The trajectories of the new viae partly follow the old Gallic or Celtic paths, says Professor Frank Vermeulen from the University of Ghent, in his research on the Roman road system around Castellum Menapiorum. The entire network was locally connected at its midpoint with roads leading from the various civitates such as Cassel, Bavay and Tongeren. The roads were paved with local materials: sand, Tournai limestone, metal slag… the archetypical paving you might imagine being used on highways was rare in Northwest Gaul.

Km 166 – Tournai (Turnacum)

After Cassel, the route passes through one vicus (settlement) to another along the border of the lovely Flemish hill country. The vineyards on the south side of the Kemmelberg evoke southern memories, sloping hills lead to small-scale agriculture. An ideal environment for Roman villas, much like in South Limburg?

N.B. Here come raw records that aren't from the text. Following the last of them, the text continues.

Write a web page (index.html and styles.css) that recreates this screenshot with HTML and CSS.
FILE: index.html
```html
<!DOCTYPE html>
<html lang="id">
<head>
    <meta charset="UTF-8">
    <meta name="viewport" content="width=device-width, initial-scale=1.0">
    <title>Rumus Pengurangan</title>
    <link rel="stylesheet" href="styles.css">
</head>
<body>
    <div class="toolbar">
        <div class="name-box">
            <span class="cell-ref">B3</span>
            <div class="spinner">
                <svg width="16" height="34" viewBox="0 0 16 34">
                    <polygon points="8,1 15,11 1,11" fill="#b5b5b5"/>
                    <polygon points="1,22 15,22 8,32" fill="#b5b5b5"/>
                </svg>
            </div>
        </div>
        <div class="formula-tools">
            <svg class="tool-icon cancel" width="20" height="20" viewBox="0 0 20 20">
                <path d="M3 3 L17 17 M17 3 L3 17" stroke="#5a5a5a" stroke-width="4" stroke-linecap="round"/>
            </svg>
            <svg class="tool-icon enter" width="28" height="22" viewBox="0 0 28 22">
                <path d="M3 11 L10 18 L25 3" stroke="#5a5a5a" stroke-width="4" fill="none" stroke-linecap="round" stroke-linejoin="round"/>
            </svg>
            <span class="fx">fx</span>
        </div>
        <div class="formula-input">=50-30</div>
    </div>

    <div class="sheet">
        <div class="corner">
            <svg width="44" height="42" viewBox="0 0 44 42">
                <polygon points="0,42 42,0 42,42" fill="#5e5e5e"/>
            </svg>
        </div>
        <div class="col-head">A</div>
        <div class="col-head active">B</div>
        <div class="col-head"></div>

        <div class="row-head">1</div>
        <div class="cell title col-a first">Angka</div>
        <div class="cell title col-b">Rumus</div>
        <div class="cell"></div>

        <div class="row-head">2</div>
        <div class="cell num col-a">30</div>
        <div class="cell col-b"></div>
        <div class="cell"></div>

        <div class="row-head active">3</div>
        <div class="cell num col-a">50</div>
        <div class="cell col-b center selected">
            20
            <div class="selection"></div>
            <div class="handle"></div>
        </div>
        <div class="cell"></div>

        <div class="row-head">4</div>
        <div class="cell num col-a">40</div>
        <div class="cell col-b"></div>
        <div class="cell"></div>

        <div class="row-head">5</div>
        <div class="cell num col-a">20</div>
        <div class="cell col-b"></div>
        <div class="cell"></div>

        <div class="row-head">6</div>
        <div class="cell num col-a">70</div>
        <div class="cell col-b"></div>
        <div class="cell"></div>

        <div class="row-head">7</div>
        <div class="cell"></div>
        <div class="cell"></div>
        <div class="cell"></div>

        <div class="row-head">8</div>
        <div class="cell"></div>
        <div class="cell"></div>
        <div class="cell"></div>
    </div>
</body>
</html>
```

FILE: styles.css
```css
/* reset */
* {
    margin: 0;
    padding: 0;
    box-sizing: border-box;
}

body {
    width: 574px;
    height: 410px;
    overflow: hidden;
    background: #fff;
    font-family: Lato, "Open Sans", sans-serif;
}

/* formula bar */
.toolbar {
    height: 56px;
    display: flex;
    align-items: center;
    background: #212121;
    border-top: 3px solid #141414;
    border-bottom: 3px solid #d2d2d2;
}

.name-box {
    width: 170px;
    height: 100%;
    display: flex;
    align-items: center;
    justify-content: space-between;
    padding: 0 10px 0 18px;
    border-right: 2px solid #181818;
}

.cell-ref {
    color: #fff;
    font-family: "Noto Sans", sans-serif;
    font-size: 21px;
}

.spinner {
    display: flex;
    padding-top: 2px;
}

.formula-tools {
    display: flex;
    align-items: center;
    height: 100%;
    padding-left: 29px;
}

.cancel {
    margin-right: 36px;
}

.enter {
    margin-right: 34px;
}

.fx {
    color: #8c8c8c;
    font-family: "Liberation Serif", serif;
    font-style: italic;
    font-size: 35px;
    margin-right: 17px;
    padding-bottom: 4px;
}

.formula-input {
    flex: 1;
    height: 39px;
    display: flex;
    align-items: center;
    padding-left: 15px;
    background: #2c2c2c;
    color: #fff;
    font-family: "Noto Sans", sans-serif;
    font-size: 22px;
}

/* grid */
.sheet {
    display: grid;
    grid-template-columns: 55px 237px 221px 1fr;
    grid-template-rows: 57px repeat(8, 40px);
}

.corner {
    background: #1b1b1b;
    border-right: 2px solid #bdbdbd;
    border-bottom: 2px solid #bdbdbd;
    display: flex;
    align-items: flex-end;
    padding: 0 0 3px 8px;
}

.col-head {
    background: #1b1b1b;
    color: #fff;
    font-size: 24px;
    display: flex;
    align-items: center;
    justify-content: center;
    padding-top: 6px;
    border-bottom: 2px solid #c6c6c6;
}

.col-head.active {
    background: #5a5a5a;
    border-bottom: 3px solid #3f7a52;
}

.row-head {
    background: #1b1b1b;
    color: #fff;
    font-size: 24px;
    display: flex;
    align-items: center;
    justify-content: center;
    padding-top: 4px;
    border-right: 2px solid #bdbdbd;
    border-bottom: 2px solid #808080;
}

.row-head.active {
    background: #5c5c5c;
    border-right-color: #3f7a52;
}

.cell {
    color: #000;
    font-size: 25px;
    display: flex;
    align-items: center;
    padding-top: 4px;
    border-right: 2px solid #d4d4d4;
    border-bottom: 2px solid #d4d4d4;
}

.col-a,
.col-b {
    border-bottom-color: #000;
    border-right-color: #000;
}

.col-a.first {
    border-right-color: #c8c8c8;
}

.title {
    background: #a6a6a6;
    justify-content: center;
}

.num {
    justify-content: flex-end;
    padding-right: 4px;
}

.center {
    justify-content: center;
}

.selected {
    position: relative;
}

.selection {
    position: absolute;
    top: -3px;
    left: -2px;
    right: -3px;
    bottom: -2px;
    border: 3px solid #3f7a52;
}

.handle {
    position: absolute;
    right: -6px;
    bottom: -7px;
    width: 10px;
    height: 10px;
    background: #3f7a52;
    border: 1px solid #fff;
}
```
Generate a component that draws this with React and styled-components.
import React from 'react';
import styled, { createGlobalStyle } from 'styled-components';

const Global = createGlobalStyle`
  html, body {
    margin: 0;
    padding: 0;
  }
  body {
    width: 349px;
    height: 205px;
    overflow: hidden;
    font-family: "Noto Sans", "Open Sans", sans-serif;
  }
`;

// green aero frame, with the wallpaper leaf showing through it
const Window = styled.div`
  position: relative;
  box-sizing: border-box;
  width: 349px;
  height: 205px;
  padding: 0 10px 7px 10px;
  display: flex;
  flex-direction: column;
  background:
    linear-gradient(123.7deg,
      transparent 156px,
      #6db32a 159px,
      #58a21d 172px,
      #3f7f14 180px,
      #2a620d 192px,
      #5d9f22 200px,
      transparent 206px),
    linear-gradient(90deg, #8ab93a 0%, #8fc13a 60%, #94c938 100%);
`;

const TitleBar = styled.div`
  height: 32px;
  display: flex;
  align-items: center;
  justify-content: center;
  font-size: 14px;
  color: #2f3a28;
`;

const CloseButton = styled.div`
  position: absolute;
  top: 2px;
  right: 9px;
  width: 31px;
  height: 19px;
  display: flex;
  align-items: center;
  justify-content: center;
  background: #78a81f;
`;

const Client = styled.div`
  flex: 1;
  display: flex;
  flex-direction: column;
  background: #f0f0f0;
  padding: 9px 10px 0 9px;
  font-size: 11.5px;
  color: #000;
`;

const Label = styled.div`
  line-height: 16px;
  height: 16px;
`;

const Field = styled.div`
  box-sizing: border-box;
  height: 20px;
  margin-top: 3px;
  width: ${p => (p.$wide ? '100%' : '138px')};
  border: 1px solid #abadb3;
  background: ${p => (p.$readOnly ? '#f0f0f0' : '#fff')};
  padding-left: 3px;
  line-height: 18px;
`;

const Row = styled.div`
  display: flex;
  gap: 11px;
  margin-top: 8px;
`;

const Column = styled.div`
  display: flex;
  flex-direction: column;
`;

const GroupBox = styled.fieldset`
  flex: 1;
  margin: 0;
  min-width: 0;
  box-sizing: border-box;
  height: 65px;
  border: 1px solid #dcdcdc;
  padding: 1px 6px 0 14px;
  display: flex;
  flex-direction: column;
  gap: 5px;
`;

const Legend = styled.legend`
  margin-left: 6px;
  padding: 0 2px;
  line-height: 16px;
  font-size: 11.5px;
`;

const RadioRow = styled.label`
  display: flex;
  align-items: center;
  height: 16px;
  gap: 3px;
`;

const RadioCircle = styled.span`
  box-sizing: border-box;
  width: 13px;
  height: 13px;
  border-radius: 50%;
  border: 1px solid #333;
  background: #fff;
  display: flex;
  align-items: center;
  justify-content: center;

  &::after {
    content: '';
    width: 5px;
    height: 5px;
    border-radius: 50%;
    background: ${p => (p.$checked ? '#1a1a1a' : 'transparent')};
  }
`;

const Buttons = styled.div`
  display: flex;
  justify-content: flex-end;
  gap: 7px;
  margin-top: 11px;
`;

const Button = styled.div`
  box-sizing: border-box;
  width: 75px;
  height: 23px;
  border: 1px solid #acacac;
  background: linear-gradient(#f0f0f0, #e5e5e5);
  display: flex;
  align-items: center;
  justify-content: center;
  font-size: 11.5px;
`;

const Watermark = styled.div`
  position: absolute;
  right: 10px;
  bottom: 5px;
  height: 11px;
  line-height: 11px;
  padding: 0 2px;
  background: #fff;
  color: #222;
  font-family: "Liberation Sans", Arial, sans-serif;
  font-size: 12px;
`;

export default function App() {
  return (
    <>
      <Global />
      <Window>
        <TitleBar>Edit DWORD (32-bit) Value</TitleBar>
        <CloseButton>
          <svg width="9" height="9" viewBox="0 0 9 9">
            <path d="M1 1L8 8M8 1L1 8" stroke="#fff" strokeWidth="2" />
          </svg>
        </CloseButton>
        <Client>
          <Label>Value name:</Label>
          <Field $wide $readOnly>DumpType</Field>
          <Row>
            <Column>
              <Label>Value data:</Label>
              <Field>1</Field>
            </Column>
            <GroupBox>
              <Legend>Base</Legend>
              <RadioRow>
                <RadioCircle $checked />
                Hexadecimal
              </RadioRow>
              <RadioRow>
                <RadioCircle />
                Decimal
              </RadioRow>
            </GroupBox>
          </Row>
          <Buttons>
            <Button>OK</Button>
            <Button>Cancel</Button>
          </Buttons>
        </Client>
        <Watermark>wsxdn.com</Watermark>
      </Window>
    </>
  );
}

One example was uncovered in 2006 near Belle (Bailleul), another in 2019, in a potato field near Nieuwkerke. ‘Both were emergency evacuations,’ says conservator Johan De Schieter of the Archeocentrum Velzeke. ‘Crop marks and soil marks on aerial photos can suggest that “something” is under the surface of a field or meadow. On the basis of such photos, excavations are begun, but after a while they’re abandoned because the landowner or the government wants to make use of the land.’

There is no longer any trace of either villa. Nor, past Bailleul, any trace of the Via Belgica, except for one lonely “Heirweg” street sign in Nieuwkerke.

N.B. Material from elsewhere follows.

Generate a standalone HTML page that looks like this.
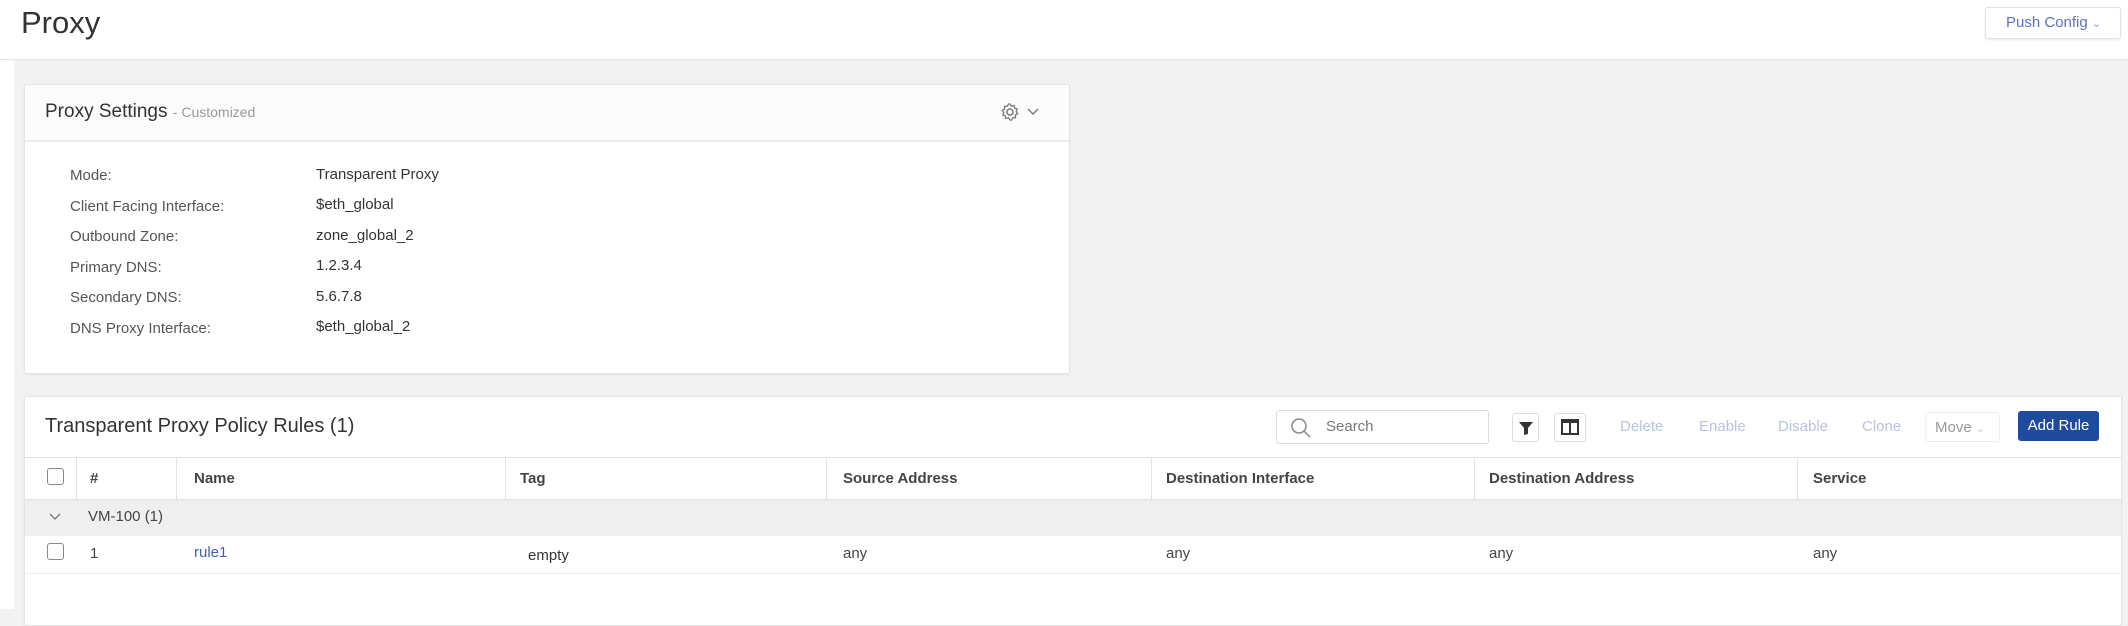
<!DOCTYPE html>
<html><head><meta charset="utf-8"><style>
*{box-sizing:border-box;margin:0;padding:0}
body{width:2128px;height:609px;overflow:hidden;background:#f2f2f2;font-family:"Liberation Sans",sans-serif;color:#333;position:relative}
.a{position:absolute;white-space:nowrap}
#hdr{position:absolute;left:0;top:0;width:2128px;height:60px;background:#fff;border-bottom:1px solid #e6e6e6}
.card{position:absolute;background:#fff;border:1px solid #e4e4e4;box-shadow:0 1px 2px rgba(0,0,0,.06)}
.lbl{font-size:15px;color:#555}
.val{font-size:15px;color:#333}
.th{font-size:15px;font-weight:bold;color:#444}
.td{font-size:15px;color:#444}
.vl{position:absolute;width:1px;background:#e2e2e2}
.cb{position:absolute;width:17px;height:17px;border:1.5px solid #888;border-radius:3px;background:#fff}
.tb{font-size:15px;color:#b8c3dc}
</style></head><body>
<div style="position:absolute;left:0;top:60px;width:14px;height:549px;background:#fff"></div>
<div id="hdr"></div>
<div class="a" style="left:21px;top:5px;font-size:31px;color:#333">Proxy</div>
<div class="a" style="left:1985px;top:7px;width:136px;height:32px;border:1px solid #e2e2e2;border-radius:3px;background:#fff;box-shadow:0 1px 2px rgba(0,0,0,.08);font-size:15px;color:#5a72c0;line-height:30px;padding-left:20px">Push Config <span style="font-size:11px;color:#8a9ad0">&#8964;</span></div>

<div class="card" style="left:24px;top:84px;width:1046px;height:290px">
 <div style="height:57px;border-bottom:2px solid #ececec;background:#fcfcfc"></div>
</div>
<div class="a" style="left:45px;top:101px;font-size:19px;color:#333">Proxy Settings <span style="font-size:14px;color:#999">- Customized</span></div>
<svg class="a" style="left:1000px;top:102px" width="20" height="20" viewBox="0 0 20 20"><circle cx="10" cy="10" r="3" fill="none" stroke="#777" stroke-width="1.5"/><path d="M10 2l1.5 2.2 2.6-.7.6 2.6 2.5 1-1 2.4 1.5 2.2-2.3 1.3.1 2.7-2.7.1-1.3 2.3L10 18l-1.5-2.2-2.6.7-.6-2.6-2.5-1 1-2.4L2.3 8.3l2.3-1.3-.1-2.7 2.7-.1L8.5 2z" fill="none" stroke="#777" stroke-width="1.3"/></svg>
<svg class="a" style="left:1027px;top:107px" width="12" height="10"><path d="M1 2l5 5 5-5" fill="none" stroke="#777" stroke-width="1.4"/></svg>

<div class="a lbl" style="left:70px;top:167px">Mode:</div><div class="a val" style="left:316px;top:166px">Transparent Proxy</div>
<div class="a lbl" style="left:70px;top:198px">Client Facing Interface:</div><div class="a val" style="left:316px;top:196px">$eth_global</div>
<div class="a lbl" style="left:70px;top:228px">Outbound Zone:</div><div class="a val" style="left:316px;top:227px">zone_global_2</div>
<div class="a lbl" style="left:70px;top:259px">Primary DNS:</div><div class="a val" style="left:316px;top:257px">1.2.3.4</div>
<div class="a lbl" style="left:70px;top:289px">Secondary DNS:</div><div class="a val" style="left:316px;top:288px">5.6.7.8</div>
<div class="a lbl" style="left:70px;top:320px">DNS Proxy Interface:</div><div class="a val" style="left:316px;top:318px">$eth_global_2</div>

<div class="card" style="left:24px;top:396px;width:2098px;height:230px"></div>
<div class="a" style="left:45px;top:415px;font-size:20px;color:#333">Transparent Proxy Policy Rules (1)</div>
<div class="a" style="left:1276px;top:410px;width:213px;height:34px;border:1px solid #dcdcdc;border-radius:3px;background:#fff"></div>
<svg class="a" style="left:1290px;top:417px" width="22" height="22"><circle cx="9" cy="9" r="7" fill="none" stroke="#888" stroke-width="1.5"/><path d="M14 14l6 6" stroke="#888" stroke-width="1.5"/></svg>
<div class="a" style="left:1326px;top:418px;font-size:15px;color:#777">Search</div>
<div class="a" style="left:1512px;top:413px;width:27px;height:29px;border:1px solid #ddd;border-radius:3px;background:#fff"></div>
<svg class="a" style="left:1518px;top:420px" width="16" height="16"><path d="M1 2h14l-5 6v6l-4 1V8z" fill="#333"/></svg>
<div class="a" style="left:1554px;top:413px;width:32px;height:29px;border:1px solid #ddd;border-radius:3px;background:#fff"></div>
<svg class="a" style="left:1561px;top:419px" width="18" height="16"><rect x="1" y="1" width="16" height="14" fill="none" stroke="#333" stroke-width="2"/><rect x="1" y="1" width="16" height="3" fill="#333"/><path d="M9 1v14" stroke="#333" stroke-width="2"/></svg>
<div class="a tb" style="left:1620px;top:418px">Delete</div>
<div class="a tb" style="left:1699px;top:418px">Enable</div>
<div class="a tb" style="left:1778px;top:418px">Disable</div>
<div class="a tb" style="left:1862px;top:418px">Clone</div>
<div class="a" style="left:1925px;top:412px;width:75px;height:30px;border:1px solid #eee;border-radius:3px"></div>
<div class="a" style="left:1935px;top:419px;font-size:15px;color:#999">Move <span style="font-size:11px;color:#ccc">&#8964;</span></div>
<div class="a" style="left:2018px;top:411px;width:81px;height:30px;background:#1e4b9e;border-radius:3px;color:#fff;font-size:15px;line-height:30px;text-align:center">Add Rule</div>

<div class="a" style="left:25px;top:457px;width:2096px;height:1px;background:#e2e2e2"></div>
<div class="a" style="left:25px;top:499px;width:2096px;height:37px;background:#efefef;border-top:1px solid #e2e2e2"></div>
<div class="a" style="left:25px;top:573px;width:2096px;height:1px;background:#ececec"></div>
<div class="vl" style="left:76px;top:457px;height:42px"></div>
<div class="vl" style="left:176px;top:457px;height:42px"></div>
<div class="vl" style="left:505px;top:457px;height:42px"></div>
<div class="vl" style="left:826px;top:457px;height:42px"></div>
<div class="vl" style="left:1151px;top:457px;height:42px"></div>
<div class="vl" style="left:1474px;top:457px;height:42px"></div>
<div class="vl" style="left:1797px;top:457px;height:42px"></div>
<div class="cb" style="left:47px;top:468px"></div>
<div class="a th" style="left:90px;top:470px">#</div>
<div class="a th" style="left:194px;top:470px">Name</div>
<div class="a th" style="left:520px;top:470px">Tag</div>
<div class="a th" style="left:843px;top:470px">Source Address</div>
<div class="a th" style="left:1166px;top:470px">Destination Interface</div>
<div class="a th" style="left:1489px;top:470px">Destination Address</div>
<div class="a th" style="left:1813px;top:470px">Service</div>
<svg class="a" style="left:49px;top:512px" width="12" height="10"><path d="M1 2l5 5 5-5" fill="none" stroke="#777" stroke-width="1.3"/></svg>
<div class="a td" style="left:88px;top:508px">VM-100 (1)</div>
<div class="cb" style="left:47px;top:543px"></div>
<div class="a td" style="left:90px;top:545px">1</div>
<div class="a td" style="left:194px;top:544px;color:#3d63b8">rule1</div>
<div class="a td" style="left:528px;top:547px;color:#333">empty</div>
<div class="a td" style="left:843px;top:545px">any</div>
<div class="a td" style="left:1166px;top:545px">any</div>
<div class="a td" style="left:1489px;top:545px">any</div>
<div class="a td" style="left:1813px;top:545px">any</div>
</body></html>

Across the green fields is the outline, far in the distance to the south, of the towers of the EuraLille train station. And we can also see Wervik (Viroviacum), in the past an important settlement. The local historical societies usually arrange a Gallo-Roman weekend event every two years, but not now. Beyond that, is the metropolis of Lille. We can skip over it, because there is not yet a Rue des Romains in the entire agglomeration.

There is, however, a handy canal – with a cycle path – from Roubaix to Espierres that will take us smoothly upstream to Tournai. And it’s only from there that Greater Belgium echoes again, and we’ll ride, crunching in the grit of the Via Belgica on its way to Bavay.